When my children were little we used to feed them at their usual meal times and then we'd eat later, or when they'd gone to bed. We don't bother to do that anymore and all eat together.

cindarellasbelly · 28/06/2021 16:16

I think the food timings is weird - are they serving dinner at 8pm when bedtime is 7pm? That is strange.

Food though.... I guess different if they know what he eats and won't eat from staying with you, but my 2 1/2 year old will eat pretty much anything an adult would, including spicy curries. I'm surprised it wasn't discussed in advance on day one - 'oh, when were you thinking of having dinner? Ah, we'll need to eat earlier, is that ok?
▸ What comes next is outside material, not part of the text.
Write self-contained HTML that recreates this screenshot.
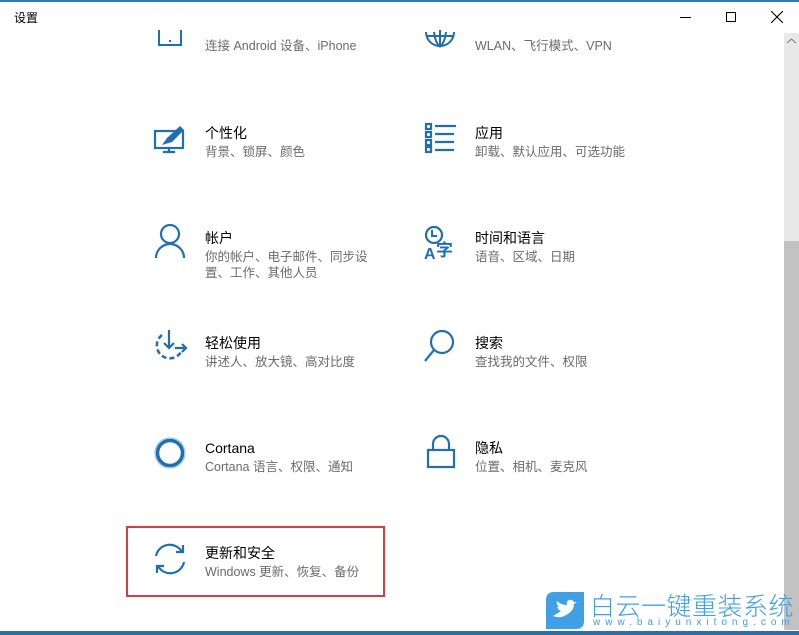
<!DOCTYPE html>
<html><head><meta charset="utf-8"><style>
*{margin:0;padding:0;box-sizing:border-box}
body{width:799px;height:635px;background:#fff;position:relative;overflow:hidden;font-family:"Liberation Sans","Noto Sans CJK SC",sans-serif}
.t{position:absolute;font-size:14px;color:#000;white-space:nowrap;line-height:16px}
.s{position:absolute;font-size:12.5px;color:#6b6b6b;white-space:nowrap;line-height:16px}
svg{position:absolute}
</style></head><body>
<div style="position:absolute;left:0;top:0;width:799px;height:2px;background:#2b79b5"></div>
<div class="t" style="left:14px;top:10px;font-size:12px">设置</div>
<div style="position:absolute;left:680px;top:17px;width:11px;height:1px;background:#000"></div>
<div style="position:absolute;left:726px;top:12px;width:10px;height:10px;border:1px solid #000"></div>
<svg style="left:771px;top:11px" width="12" height="12"><path d="M0 0L12 12M12 0L0 12" stroke="#000" stroke-width="1.1"/></svg>
<div style="position:absolute;left:784px;top:33px;width:15px;height:597px;background:#e8e8e8"></div>
<div style="position:absolute;left:784px;top:241px;width:15px;height:389px;background:#c2c2c2"></div>
<svg style="left:786px;top:37px" width="11" height="8"><path d="M1 6L5.5 2L10 6" stroke="#777" fill="none"/></svg>

<!-- row 0 -->
<svg style="left:155px;top:30px" width="30" height="20"><path d="M4 0V15H26V0" stroke="#1f6fb2" stroke-width="2" fill="none"/><rect x="14" y="10" width="2" height="2" fill="#1f6fb2"/></svg>
<div class="s" style="left:205px;top:38px">连接 Android 设备、iPhone</div>
<svg style="left:424px;top:30px" width="32" height="20"><path d="M2 2A14 14 0 0 0 30 2" stroke="#1f6fb2" stroke-width="2" fill="none"/><path d="M2 6H30M16 0V17M10 2Q11 12 16 17M22 2Q21 12 16 17" stroke="#1f6fb2" stroke-width="2" fill="none"/></svg>
<div class="s" style="left:475px;top:38px">WLAN、飞行模式、VPN</div>

<!-- row 1 -->
<svg style="left:153px;top:125px" width="34" height="30"><rect x="2" y="6" width="28" height="17" stroke="#1f6fb2" stroke-width="2.2" fill="none"/><path d="M16 23V27M10 27H22" stroke="#1f6fb2" stroke-width="2.2"/><path d="M9 20L14 13L27 1L31 5L19 17Z" fill="#1f6fb2"/></svg>
<div class="t" style="left:205px;top:125px">个性化</div>
<div class="s" style="left:205px;top:144px">背景、锁屏、颜色</div>
<svg style="left:424px;top:122px" width="34" height="32"><g fill="none" stroke="#1f6fb2" stroke-width="2.2"><rect x="2" y="2" width="5" height="5"/><rect x="2" y="10" width="5" height="5"/><rect x="2" y="18" width="5" height="5"/><rect x="2" y="25" width="5" height="5"/><path d="M11 4H32M11 12H30M11 20H30M11 28H30"/></g></svg>
<div class="t" style="left:475px;top:125px">应用</div>
<div class="s" style="left:475px;top:144px">卸载、默认应用、可选功能</div>

<!-- row 2 -->
<svg style="left:154px;top:224px" width="34" height="36"><circle cx="16" cy="10" r="9" stroke="#1f6fb2" stroke-width="2.2" fill="none"/><path d="M2 34A14 14 0 0 1 30 34" stroke="#1f6fb2" stroke-width="2.2" fill="none"/></svg>
<div class="t" style="left:205px;top:230px">帐户</div>
<div class="s" style="left:205px;top:249px">你的帐户、电子邮件、同步设</div>
<div class="s" style="left:205px;top:265px">置、工作、其他人员</div>
<svg style="left:423px;top:225px" width="36" height="36"><circle cx="11" cy="10" r="8" stroke="#1f6fb2" stroke-width="2.2" fill="none"/><path d="M9 5V11H14" stroke="#1f6fb2" stroke-width="2" fill="none"/><text x="1" y="34" font-size="16" font-weight="bold" fill="#1f6fb2" font-family="Liberation Sans">A</text><text x="13" y="31" font-size="17" font-weight="bold" fill="#1f6fb2" font-family="Noto Sans CJK SC">字</text></svg>
<div class="t" style="left:475px;top:230px">时间和语言</div>
<div class="s" style="left:475px;top:249px">语音、区域、日期</div>

<!-- row 3 -->
<svg style="left:152px;top:328px" width="36" height="36"><path d="M10 7A13 13 0 1 0 29 24" stroke="#1f6fb2" stroke-width="2.5" fill="none" stroke-dasharray="5 3"/><path d="M17 2V20M12 15L17 20L22 15M23 20H34M30 16L34 20L30 24" stroke="#1f6fb2" stroke-width="2.2" fill="none"/></svg>
<div class="t" style="left:205px;top:335px">轻松使用</div>
<div class="s" style="left:205px;top:354px">讲述人、放大镜、高对比度</div>
<svg style="left:423px;top:329px" width="36" height="36"><circle cx="19" cy="13" r="11" stroke="#1f6fb2" stroke-width="2.2" fill="none"/><path d="M11 21L2 32" stroke="#1f6fb2" stroke-width="2.2"/></svg>
<div class="t" style="left:475px;top:335px">搜索</div>
<div class="s" style="left:475px;top:354px">查找我的文件、权限</div>

<!-- row 4 -->
<svg style="left:153px;top:436px" width="34" height="34"><circle cx="17" cy="17" r="12.5" stroke="#1f6fb2" stroke-width="3.5" fill="none"/><circle cx="17" cy="17" r="15" stroke="#9cc8ec" stroke-width="1.2" fill="none"/></svg>
<div class="t" style="left:205px;top:440px">Cortana</div>
<div class="s" style="left:205px;top:459px">Cortana 语言、权限、通知</div>
<svg style="left:424px;top:434px" width="34" height="36"><path d="M9 16V10A8 8 0 0 1 25 10V16" stroke="#1f6fb2" stroke-width="2.2" fill="none"/><rect x="4" y="16" width="26" height="17" stroke="#1f6fb2" stroke-width="2.2" fill="none"/></svg>
<div class="t" style="left:475px;top:440px">隐私</div>
<div class="s" style="left:475px;top:459px">位置、相机、麦克风</div>

<!-- row 5 -->
<div style="position:absolute;left:126px;top:526px;width:259px;height:71px;border:2.5px solid #d83c3c"></div>
<svg style="left:152px;top:541px" width="36" height="36"><path d="M4 15A14 14 0 0 1 30 11" stroke="#1f6fb2" stroke-width="2.2" fill="none"/><path d="M24 11H31V4" stroke="#1f6fb2" stroke-width="2.2" fill="none"/><path d="M32 21A14 14 0 0 1 6 25" stroke="#1f6fb2" stroke-width="2.2" fill="none"/><path d="M12 25H5V32" stroke="#1f6fb2" stroke-width="2.2" fill="none"/></svg>
<div class="t" style="left:205px;top:545px">更新和安全</div>
<div class="s" style="left:205px;top:564px">Windows 更新、恢复、备份</div>

<!-- watermark -->
<svg style="left:546px;top:592px" width="38" height="37"><path d="M8 0H38V29Q38 37 30 37H0V8Q0 0 8 0Z" fill="#3fa0e6"/><path d="M7 24Q14 27 20 23Q28 19 28 12L31 10L28 10Q26 7 23 8Q20 9 21 13Q15 13 11 9Q10 13 13 15L11 15Q12 18 15 19Q12 21 7 24Z" fill="#fff"/></svg>
<div style="position:absolute;left:590px;top:590px;font-size:25px;color:#3fa0e6;font-family:'Noto Sans CJK SC',sans-serif;font-weight:300;letter-spacing:0.5px;line-height:30px;white-space:nowrap">白云一键重装系统</div>
<div style="position:absolute;left:593px;top:617px;font-size:10px;color:#3fa0e6;letter-spacing:5px;line-height:12px;white-space:nowrap">www.baiyunxitong.com</div>
<div style="position:absolute;left:0;top:631px;width:799px;height:4px;background:#2a6fa8"></div>
</body></html>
Should we cook something separate?' I can't imagine getting all the way to a mealtime without having discussed it in advance. Even if we go over to my parents for lunch they'll say what they're planning to make.

DH's sibling and niece and nephew came to stay with us years ago, before we had kids. He asked if we should get any special food in - 'oh no, they eat everything.' I was a bit suspicious so still got 'kid' food in based on what some of my friends kids seemed to eat - hummus, plain bread, yoghurts. They arrived and didn't know what to do with the hummus or the couscous we'd made and it turned out that 'eats everything' meant 'eats everything little kids are supposed to like chicken nuggets and beans.' So it can be a minefield and I think the only way through it is communication, as their tastes change so quickly at that age.

Jellybabiesforbreakfast · 28/06/2021 16:36

Sounds like you should just treat them like a holiday let. I always bung in a couple of cans of baked beans and sweetcorn, a loaf of bread and a large milk so I can feed my DC if it's too late to get to the shop when we arrive.